The above constraints are sufficient to ensure that zero net force acts on the rod.

Let us evaluate the net torque acting at the pivot point (about an axis perpendicular to the plane of the diagram). The reaction, $R$, does not contribute to this torque, since it acts at the pivot point. The length of the lever arm associated with the weight, $M g$, is $l/2$. Simple trigonometry reveals that the length of the lever arm associated with the tension, $T$, is $l \sin\theta$. Hence, setting the net torque about the pivot point to zero, we obtain

$$M g \frac{l}{2} - T l \sin\theta = 0.$$ (478)

Note that there is a minus sign in front of the second torque, since this torque clearly attempts to twist the rod in the opposite sense to the first.

Equations (476) and (477) can be solved to give

$$T = \frac{\cos\phi}{\sin(\theta+\phi)} M g,$$ (479)

$$R = \frac{\cos\theta}{\sin(\theta+\phi)} M g.$$ (480)

Substituting Eq. (479) into Eq. (478), we obtain

$$\sin(\theta+\phi) = 2 \sin\theta \cos\phi.$$ (481)

The physical solution of this equation is $\phi =\theta$ (recall that $\sin 2 \theta = 2 \sin\theta \cos\theta$), which determines the direction of the reaction at the pivot. Finally, Eqs. (479) and (480) yield

$$T = R = \frac{M g}{2 \sin\theta},$$ (482)

which determines both the magnitude of the tension in the cable and that of the reaction at the pivot.

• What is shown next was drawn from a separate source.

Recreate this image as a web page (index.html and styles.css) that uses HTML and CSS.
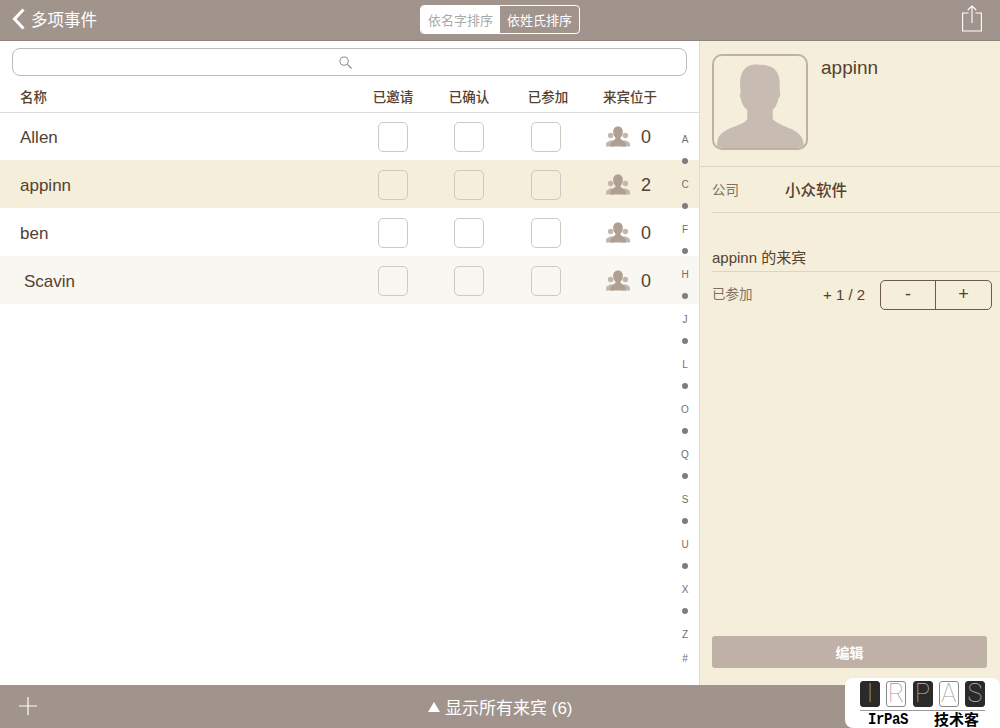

One important point to note about the above solution is that if $\phi =\theta$ then the lines of action of the three forces--$R$, $M g$, and $T$--intersect at the same point, as shown in Fig. 92. This is an illustration of a general rule. Namely, whenever a rigid body is in equilibrium under the action of three forces, then these forces are either mutually parallel, as shown in Fig. 91, or their lines of action pass through the same point, as shown in Fig. 92.